REPUBLIKA.CO.ID, JAKARTA -- Serikat pesepak bola profesional dunia, FIFPro, mengingatkan ancaman kesehatan mental yang membayangi para pengolah kulit bundar di tengah penangguhan kompetisi karena pandemi virus corona. "Kesehatan mental harus jadi perhatian besar," kata Sekretaris Jenderal FIFPro Jonas Baer-Hoffmann dalam wawancara dengan Reuters, Kamis (9/4).
Pasalnya, pesepak bola saat ini menghadapi ketidakpastian kompetisi setelah biasanya bisa menjadi pahlawan kendati harus pergi ke ujung dunia yang lain untuk melakukannya.
"Berdasar studi kami beberapa tahun terakhir, ada ancaman kesehatan mental yang lebih besar bagi pesepak bola dibanding orang kebanyakan. Sebab mereka biasanya berada dalam situasi bertensi tinggi dan kondisi saat ini membuat itu semua lebih buruk," kata Baer-Hoffmann.
Selain tekanan dari ketidakpastian kompetisi, pesepak bola profesional belakangan juga mendapat sorotan lain berupa desakan agar menerima pemotongan gaji. Ini mulai menjadi gelombang di banyak kompetisi top dan juga terjadi di liga-liga nonpopuler di belahan dunia lainnya.
"Ada banyak pemain muda yang sendirian, jauh dari kampung halaman, tanpa dukungan keluarga dan tak sedikit yang cuma punya kontrak berdurasi satu tahun saja. Itu semua menumpuk keresahan yang besar apakah mereka bisa menerima pendapatan setimpal pada akhir musim nanti," ujarnya melengkapi.
Berdasar survei FIFPro 2015, sebanyak 38 persen dari pesepak bola aktif dan 35 persen dari yang sudah pensiun pernah menghadapi depresi berat atau masalah kegelisahan.

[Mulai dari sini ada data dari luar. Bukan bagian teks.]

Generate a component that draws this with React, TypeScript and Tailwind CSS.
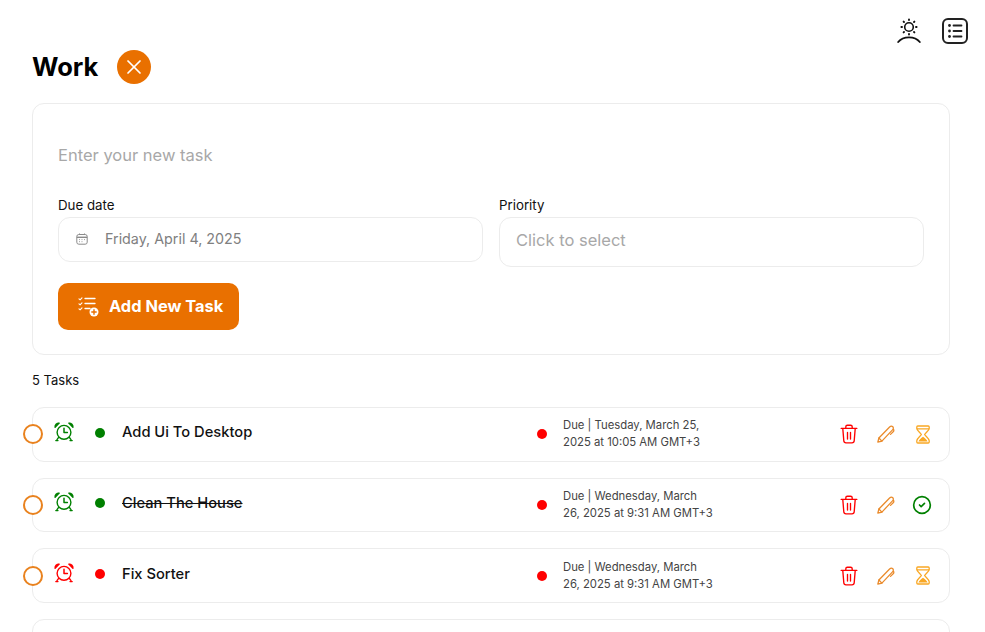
import { CircleCheck, X } from "lucide-react";

function SunHorizon() {
  return (
    <svg width="26" height="26" viewBox="0 0 26 26" fill="none" stroke="#111" strokeLinecap="round">
      <circle cx="13" cy="9" r="4.3" strokeWidth="1.6" />
      <path d="M13 1.4v.6M13 16v.6M5.4 9h.6M20 9h.6M7.6 3.6l.4.4M18 14l.4.4M7.6 14.4l.4-.4M18 4l.4-.4" strokeWidth="1.9" />
      <path d="M2.2 24C5 20.6 8.8 19.4 13 19.4s8 1.2 10.8 4.6" strokeWidth="1.9" />
    </svg>
  );
}

function ListBox() {
  return (
    <svg width="26" height="26" viewBox="0 0 26 26" fill="none" stroke="#222" strokeLinecap="round">
      <rect x="1" y="1" width="24" height="24" rx="5" strokeWidth="2" />
      <path d="M11.5 7.5h8M11.5 13h8M11.5 18.5h8" strokeWidth="1.8" />
      <circle cx="7.5" cy="7.5" r="1.4" fill="#222" stroke="none" />
      <circle cx="7.5" cy="13" r="1.4" fill="#222" stroke="none" />
      <circle cx="7.5" cy="18.5" r="1.4" fill="#222" stroke="none" />
    </svg>
  );
}

function CalendarIcon() {
  return (
    <svg width="12" height="12" viewBox="0 0 12 12" fill="none" stroke="#8a8a8a" strokeWidth="1">
      <rect x="0.8" y="1.5" width="10.4" height="9.7" rx="2" />
      <path d="M0.8 4.3h10.4" strokeWidth="1.4" />
      <path d="M3.5.5v1.5M8.5.5v1.5" />
      <path d="M3.2 6.6h.8M5.6 6.6h.8M8 6.6h.8M3.2 8.7h.8M5.6 8.7h.8" />
    </svg>
  );
}

function AddTaskIcon() {
  return (
    <svg width="21" height="21" viewBox="0 0 21 21" fill="none" stroke="#fff" strokeLinecap="round">
      <path d="M1 2.8l1.1 1L4 1.8M1 7.8l1.1 1L4 6.8M1 12.8l1.1 1L4 11.8" strokeWidth="1.1" />
      <path d="M7 2.5h10M7 7.5h10M7 12.5h5" strokeWidth="1.3" />
      <circle cx="16" cy="16" r="4.5" fill="#fff" stroke="none" />
      <path d="M16 13.8v4.4M13.8 16h4.4" stroke="#ea7000" strokeWidth="1.4" />
    </svg>
  );
}

function Alarm({ color }: { color: string }) {
  return (
    <svg width="20" height="20" viewBox="0 0 20 20" fill="none" stroke={color} strokeWidth="1.4" strokeLinecap="round" strokeLinejoin="round">
      <circle cx="10" cy="10.3" r="6.9" />
      <path d="M1.1 5.3C.7 2.9 2.7 .9 5.2 1.1zM18.9 5.3C19.3 2.9 17.3 .9 14.8 1.1z" />
      <path d="M4.8 15.2L3 17.6M15.2 15.2l1.8 2.4M1.8 18.6h2.2M16 18.6h2.2" />
      <path d="M10 6.3V10.6h3.4" strokeWidth="1.5" />
    </svg>
  );
}

function Trash() {
  return (
    <svg width="18" height="20" viewBox="0 0 18 20" fill="none" stroke="#ff0000" strokeWidth="1.35" strokeLinecap="round" strokeLinejoin="round">
      <path d="M1.2 4.4h15.6" />
      <path d="M5.8 4.2V2.8C5.8 1.8 6.5 1.2 7.4 1.2h3.2c.9 0 1.6.6 1.6 1.6v1.4" />
      <path d="M2.8 4.6l1 12.2c.1 1.2 1 2 2.2 2h6c1.2 0 2.1-.8 2.2-2l1-12.2" />
      <path d="M7.5 8.4v6.6M10.5 8.4v6.6" />
    </svg>
  );
}

function Pen() {
  return (
    <svg width="18" height="18" viewBox="0 0 18 18" fill="none" stroke="#ea8a2a" strokeWidth="1.25" strokeLinejoin="round" strokeLinecap="round">
      <path d="M.8 17.2l1.1-4.2L12.6 2c1-1 2.4-1.1 3.2-.3.8.8.7 2.2-.3 3.2L4.9 16.1l-4.1 1.1z" />
      <path d="M1.9 13l3 3.1" />
      <path d="M16.4 4.2c.7 1 .5 1.8-.2 2.5l-2.7 2.7" />
    </svg>
  );
}

function Hourglass() {
  return (
    <svg width="14" height="19" viewBox="0 0 14 19" fill="none" stroke="#f9a825" strokeWidth="1.3" strokeLinejoin="round" strokeLinecap="round">
      <path d="M1.8 1h10.4c.6 0 1 .4 1 1v1.2c0 2.3-3.4 4.3-4.6 6.3 1.2 2 4.6 4 4.6 6.3V17c0 .6-.4 1-1 1H1.8c-.6 0-1-.4-1-1v-1.2c0-2.3 3.4-4.3 4.6-6.3C4.200 7.500.8 5.500.8 3.200V2c0-.6.4-1 1-1z" />
      <path d="M1 3.800h12" />
      <path d="M2.400 16.600c.6-2 2.800-3.400 4.600-4.800 1.800 1.400 4 2.800 4.600 4.800z" fill="#f9a825" stroke="none" />
    </svg>
  );
}

type Task = { title: string; done?: boolean; high?: boolean; due: [string, string] };

const tasks: Task[] = [
  { title: "Add Ui To Desktop", due: ["Due | Tuesday, March 25,", "2025 at 10:05 AM GMT+3"] },
  { title: "Clean The House", done: true, due: ["Due | Wednesday, March", "26, 2025 at 9:31 AM GMT+3"] },
  { title: "Fix Sorter", high: true, due: ["Due | Wednesday, March", "26, 2025 at 9:31 AM GMT+3"] },
];

function Row({ task }: { task: Task }) {
  return (
    <div className="flex h-[54.67px] items-center rounded-xl border border-[#ececec] bg-white">
      <span className="ml-[-10px] h-5 w-5 shrink-0 rounded-full border-2 border-[#e9821e] bg-white" />
      <span className="mb-[5px] ml-[11px] shrink-0">
        <Alarm color={task.high ? "#ff0000" : "#008000"} />
      </span>
      <span className={`mb-[3px] ml-[21px] h-[10px] w-[10px] shrink-0 rounded-full ${task.high ? "bg-[#ff0000]" : "bg-[#008000]"}`} />
      <span className={`mb-[4px] ml-[17px] w-[415px] shrink-0 text-[14.7px] font-medium text-[#111] ${task.done ? "line-through" : ""}`}>
        {task.title}
      </span>
      <span className="h-[10px] w-[10px] shrink-0 rounded-full bg-[#ff0000]" />
      <div className="ml-[16px] w-[277px] shrink-0 text-[11.3px] leading-[17px] text-[#444]">
        <div>{task.due[0]}</div>
        <div>{task.due[1]}</div>
      </div>
      <Trash />
      <span className="ml-[19px] shrink-0"><Pen /></span>
      {task.done ? (
        <CircleCheck size={20} strokeWidth={2} className="ml-[17px] shrink-0 text-[#008000]" />
      ) : (
        <span className="ml-[21px] shrink-0"><Hourglass /></span>
      )}
    </div>
  );
}

export default function App() {
  return (
    <div className="h-[632px] w-[985px] overflow-hidden bg-white pl-[32px] pr-[35px] font-['Inter',sans-serif] text-black">
      <div className="mr-[-18px] flex justify-end gap-[20px] pt-[18px]">
        <SunHorizon />
        <ListBox />
      </div>
      <div className="mt-[3px] flex items-center gap-[19px]">
        <h1 className="text-[25.5px] font-bold leading-[40px]">Work</h1>
        <span className="flex h-[34px] w-[34px] items-center justify-center rounded-full bg-[#e97000] text-white">
          <X size={24} strokeWidth={1.7} />
        </span>
      </div>
      <div className="mt-[16px] h-[252px] rounded-xl border border-[#ececec] px-[25px]">
        <div className="pt-[41px] text-[16.5px] leading-[20px] text-[#a8a8a8]">Enter your new task</div>
        <div className="mt-[30px] flex gap-[16px]">
          <div className="w-[425px]">
            <div className="text-[13.3px] leading-[20px] text-[#111]">Due date</div>
            <div className="mt-[2px] flex h-[45px] items-center rounded-xl border border-[#ececec] pb-[2px] pl-[17px] text-[14.3px] text-[#808080]">
              <CalendarIcon />
              <span className="ml-[17px]">Friday, April 4, 2025</span>
            </div>
          </div>
          <div className="w-[425px]">
            <div className="text-[13.3px] leading-[20px] text-[#111]">Priority</div>
            <div className="mt-[2px] flex h-[50px] items-center rounded-xl border border-[#ececec] pb-[3px] pl-[16px] text-[16.5px] text-[#a8a8a8]">
              Click to select
            </div>
          </div>
        </div>
        <button className="mt-[16px] flex h-[47px] w-[181px] items-center rounded-[10px] bg-[#e97000] pl-[20px] text-[16.4px] font-bold text-white">
          <AddTaskIcon />
          <span className="mb-[1px] ml-[10px]">Add New Task</span>
        </button>
      </div>
      <div className="mt-[15px] text-[13px] leading-[20px] text-[#111]">5 Tasks</div>
      <div className="mt-[17px] flex flex-col gap-[16px]">
        {tasks.map((t) => (
          <Row key={t.title} task={t} />
        ))}
        <div className="h-[54.67px] shrink-0 rounded-xl border border-[#ececec]" />
      </div>
    </div>
  );
}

Oleh karena itu, FIFPro menyarankan agar pesepak bola aktif untuk tetap terhubung dengan dunia melalui media sosial, menjaga kesehatan tetapi menghindari diri dari banjir informasi mengenai perkembangan Covid-19.
"Hindari membaca berlebihan berita mengenai Covid-19 ataupun informasi terkait di media sosial, itu bisa menambahkan kehawatiran yang tidak perlu," kata dia mengakhiri.